### Short problem
From the entries below, copy every line holding the word "this".

### Records
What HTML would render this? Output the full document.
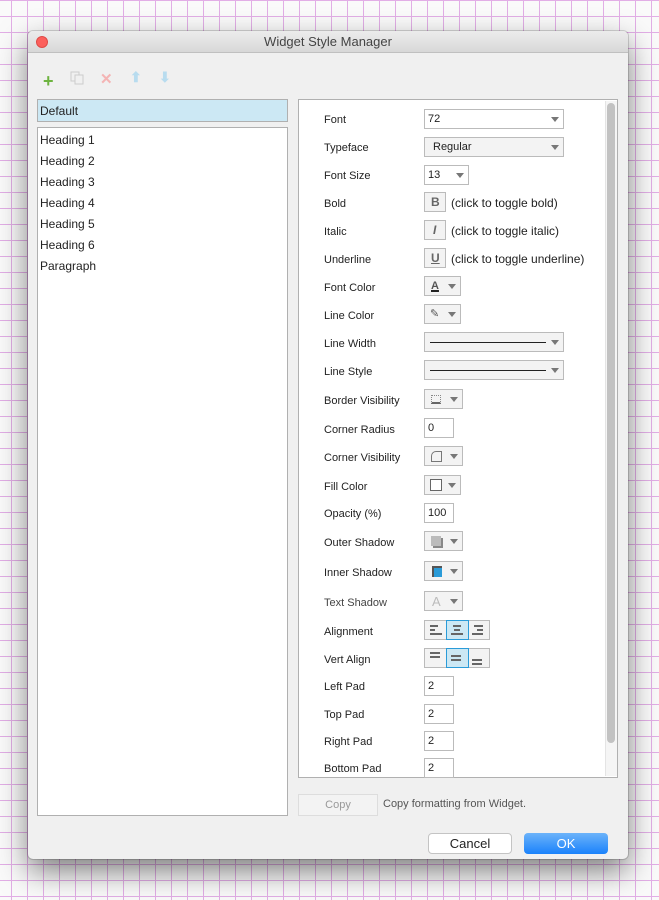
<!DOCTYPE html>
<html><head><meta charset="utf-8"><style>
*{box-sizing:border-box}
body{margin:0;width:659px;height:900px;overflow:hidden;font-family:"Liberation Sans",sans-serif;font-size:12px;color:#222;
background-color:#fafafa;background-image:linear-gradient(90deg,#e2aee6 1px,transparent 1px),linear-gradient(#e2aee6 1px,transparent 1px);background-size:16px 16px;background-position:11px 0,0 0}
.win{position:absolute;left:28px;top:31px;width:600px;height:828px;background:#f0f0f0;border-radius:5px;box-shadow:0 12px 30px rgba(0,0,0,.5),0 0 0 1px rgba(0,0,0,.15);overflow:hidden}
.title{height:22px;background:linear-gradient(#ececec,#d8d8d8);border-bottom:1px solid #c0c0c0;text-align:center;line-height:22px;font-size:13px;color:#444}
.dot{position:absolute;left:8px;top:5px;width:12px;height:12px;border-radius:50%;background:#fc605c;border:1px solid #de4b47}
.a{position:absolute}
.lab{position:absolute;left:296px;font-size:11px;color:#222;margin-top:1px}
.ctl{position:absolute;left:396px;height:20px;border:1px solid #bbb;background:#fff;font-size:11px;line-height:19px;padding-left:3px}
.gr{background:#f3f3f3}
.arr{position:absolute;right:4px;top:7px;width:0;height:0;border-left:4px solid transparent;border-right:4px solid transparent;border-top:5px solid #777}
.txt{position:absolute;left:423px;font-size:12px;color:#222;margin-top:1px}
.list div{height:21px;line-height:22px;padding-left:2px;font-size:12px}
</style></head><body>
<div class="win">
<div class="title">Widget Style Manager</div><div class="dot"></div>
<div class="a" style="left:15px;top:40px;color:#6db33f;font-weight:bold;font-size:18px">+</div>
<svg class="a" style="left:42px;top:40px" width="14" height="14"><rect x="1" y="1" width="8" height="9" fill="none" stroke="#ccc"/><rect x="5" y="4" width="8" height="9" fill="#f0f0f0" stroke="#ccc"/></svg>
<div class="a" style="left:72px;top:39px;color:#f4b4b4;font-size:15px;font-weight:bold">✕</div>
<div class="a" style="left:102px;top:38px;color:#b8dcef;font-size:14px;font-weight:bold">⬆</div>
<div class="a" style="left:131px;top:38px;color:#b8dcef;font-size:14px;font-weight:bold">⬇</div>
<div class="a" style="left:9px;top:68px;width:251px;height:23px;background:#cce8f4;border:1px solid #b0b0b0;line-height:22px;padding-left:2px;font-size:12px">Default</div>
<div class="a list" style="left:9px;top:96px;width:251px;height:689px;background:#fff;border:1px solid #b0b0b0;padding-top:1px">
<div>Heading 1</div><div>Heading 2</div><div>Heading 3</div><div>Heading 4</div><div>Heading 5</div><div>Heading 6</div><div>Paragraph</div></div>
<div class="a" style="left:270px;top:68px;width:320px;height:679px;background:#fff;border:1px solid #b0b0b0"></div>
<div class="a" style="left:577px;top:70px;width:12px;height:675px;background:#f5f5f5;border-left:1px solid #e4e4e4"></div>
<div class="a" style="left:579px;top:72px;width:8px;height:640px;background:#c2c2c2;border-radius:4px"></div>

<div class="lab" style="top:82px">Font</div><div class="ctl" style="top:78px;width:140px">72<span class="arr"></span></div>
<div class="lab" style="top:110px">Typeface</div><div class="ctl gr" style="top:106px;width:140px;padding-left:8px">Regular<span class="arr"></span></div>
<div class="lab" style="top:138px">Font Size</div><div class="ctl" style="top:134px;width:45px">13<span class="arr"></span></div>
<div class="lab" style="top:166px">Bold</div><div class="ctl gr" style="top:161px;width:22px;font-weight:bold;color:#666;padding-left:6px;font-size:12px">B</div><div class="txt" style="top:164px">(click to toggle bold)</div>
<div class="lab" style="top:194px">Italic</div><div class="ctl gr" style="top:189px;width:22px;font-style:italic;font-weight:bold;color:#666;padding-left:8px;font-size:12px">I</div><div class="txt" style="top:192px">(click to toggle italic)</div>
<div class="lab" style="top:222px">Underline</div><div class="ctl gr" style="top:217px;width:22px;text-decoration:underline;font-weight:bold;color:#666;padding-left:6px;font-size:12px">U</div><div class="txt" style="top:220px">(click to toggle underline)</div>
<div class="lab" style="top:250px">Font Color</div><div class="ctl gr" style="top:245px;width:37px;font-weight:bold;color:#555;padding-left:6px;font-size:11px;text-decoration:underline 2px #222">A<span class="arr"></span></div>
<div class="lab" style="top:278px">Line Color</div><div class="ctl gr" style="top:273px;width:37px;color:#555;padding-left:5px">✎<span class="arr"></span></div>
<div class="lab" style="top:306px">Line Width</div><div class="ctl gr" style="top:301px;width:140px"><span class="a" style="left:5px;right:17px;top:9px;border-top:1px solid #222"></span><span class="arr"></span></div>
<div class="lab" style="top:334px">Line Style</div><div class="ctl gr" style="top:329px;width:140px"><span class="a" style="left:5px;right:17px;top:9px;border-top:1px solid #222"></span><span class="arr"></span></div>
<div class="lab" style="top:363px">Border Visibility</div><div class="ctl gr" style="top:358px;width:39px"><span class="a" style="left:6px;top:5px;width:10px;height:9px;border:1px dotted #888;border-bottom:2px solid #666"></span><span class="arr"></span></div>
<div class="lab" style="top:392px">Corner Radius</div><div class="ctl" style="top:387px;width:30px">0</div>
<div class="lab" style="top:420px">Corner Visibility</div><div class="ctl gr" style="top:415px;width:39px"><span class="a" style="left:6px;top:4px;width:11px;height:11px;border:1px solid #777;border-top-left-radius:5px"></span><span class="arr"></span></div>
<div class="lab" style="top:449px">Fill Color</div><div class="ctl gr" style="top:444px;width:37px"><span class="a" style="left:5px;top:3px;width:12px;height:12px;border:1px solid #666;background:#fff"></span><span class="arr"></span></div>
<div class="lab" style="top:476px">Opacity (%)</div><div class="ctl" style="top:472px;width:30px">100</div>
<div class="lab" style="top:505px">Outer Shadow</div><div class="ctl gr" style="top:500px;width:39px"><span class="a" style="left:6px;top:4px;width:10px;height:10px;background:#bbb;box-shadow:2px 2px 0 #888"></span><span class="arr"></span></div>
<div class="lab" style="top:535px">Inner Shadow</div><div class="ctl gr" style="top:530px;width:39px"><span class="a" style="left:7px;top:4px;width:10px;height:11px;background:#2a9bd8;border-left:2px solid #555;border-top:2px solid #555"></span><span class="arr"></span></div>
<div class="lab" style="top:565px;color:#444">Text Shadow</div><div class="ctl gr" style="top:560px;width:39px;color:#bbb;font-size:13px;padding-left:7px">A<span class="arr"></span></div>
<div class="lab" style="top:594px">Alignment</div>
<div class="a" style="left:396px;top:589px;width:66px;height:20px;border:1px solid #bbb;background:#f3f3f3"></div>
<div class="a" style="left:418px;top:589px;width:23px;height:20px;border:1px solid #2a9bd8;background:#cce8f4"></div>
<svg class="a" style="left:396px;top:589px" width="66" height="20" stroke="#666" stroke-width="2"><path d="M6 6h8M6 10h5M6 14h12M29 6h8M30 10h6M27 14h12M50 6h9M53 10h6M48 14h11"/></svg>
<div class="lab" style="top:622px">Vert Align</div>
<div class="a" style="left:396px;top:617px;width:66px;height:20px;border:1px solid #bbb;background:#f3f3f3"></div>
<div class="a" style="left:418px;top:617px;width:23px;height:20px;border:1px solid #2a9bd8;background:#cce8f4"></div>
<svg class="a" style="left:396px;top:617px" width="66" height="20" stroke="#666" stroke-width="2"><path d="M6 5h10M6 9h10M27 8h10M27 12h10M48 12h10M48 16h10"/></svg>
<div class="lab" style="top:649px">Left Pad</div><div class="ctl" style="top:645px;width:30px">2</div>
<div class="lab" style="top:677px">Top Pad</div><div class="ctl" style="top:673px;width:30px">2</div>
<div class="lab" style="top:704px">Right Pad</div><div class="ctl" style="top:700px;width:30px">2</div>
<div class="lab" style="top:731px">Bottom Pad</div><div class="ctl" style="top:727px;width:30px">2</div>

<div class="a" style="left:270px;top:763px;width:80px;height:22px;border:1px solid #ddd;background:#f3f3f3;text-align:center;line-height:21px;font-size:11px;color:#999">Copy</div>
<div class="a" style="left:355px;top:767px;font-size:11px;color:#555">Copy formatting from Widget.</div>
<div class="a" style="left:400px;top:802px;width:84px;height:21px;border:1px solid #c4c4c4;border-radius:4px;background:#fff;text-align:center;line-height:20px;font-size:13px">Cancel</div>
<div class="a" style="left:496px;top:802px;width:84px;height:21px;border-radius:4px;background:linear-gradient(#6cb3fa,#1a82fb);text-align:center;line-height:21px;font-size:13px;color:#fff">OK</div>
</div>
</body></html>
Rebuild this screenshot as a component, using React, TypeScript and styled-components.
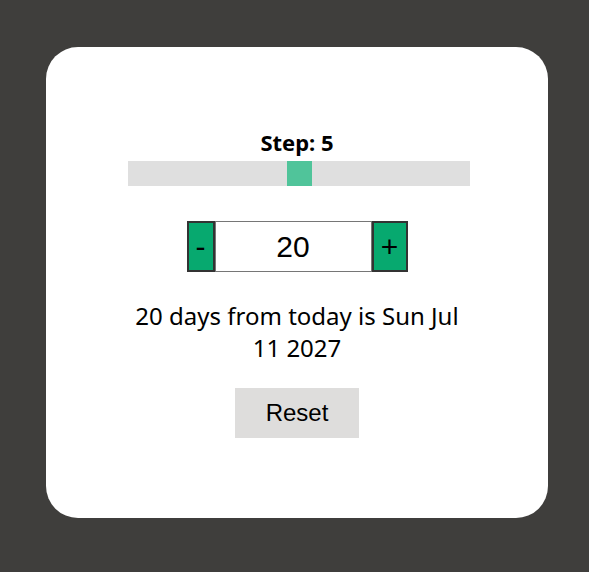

### Finished exercise
What HTML would render this? Output the full document.
Rebuild this screenshot as a component, using React, TypeScript and styled-components.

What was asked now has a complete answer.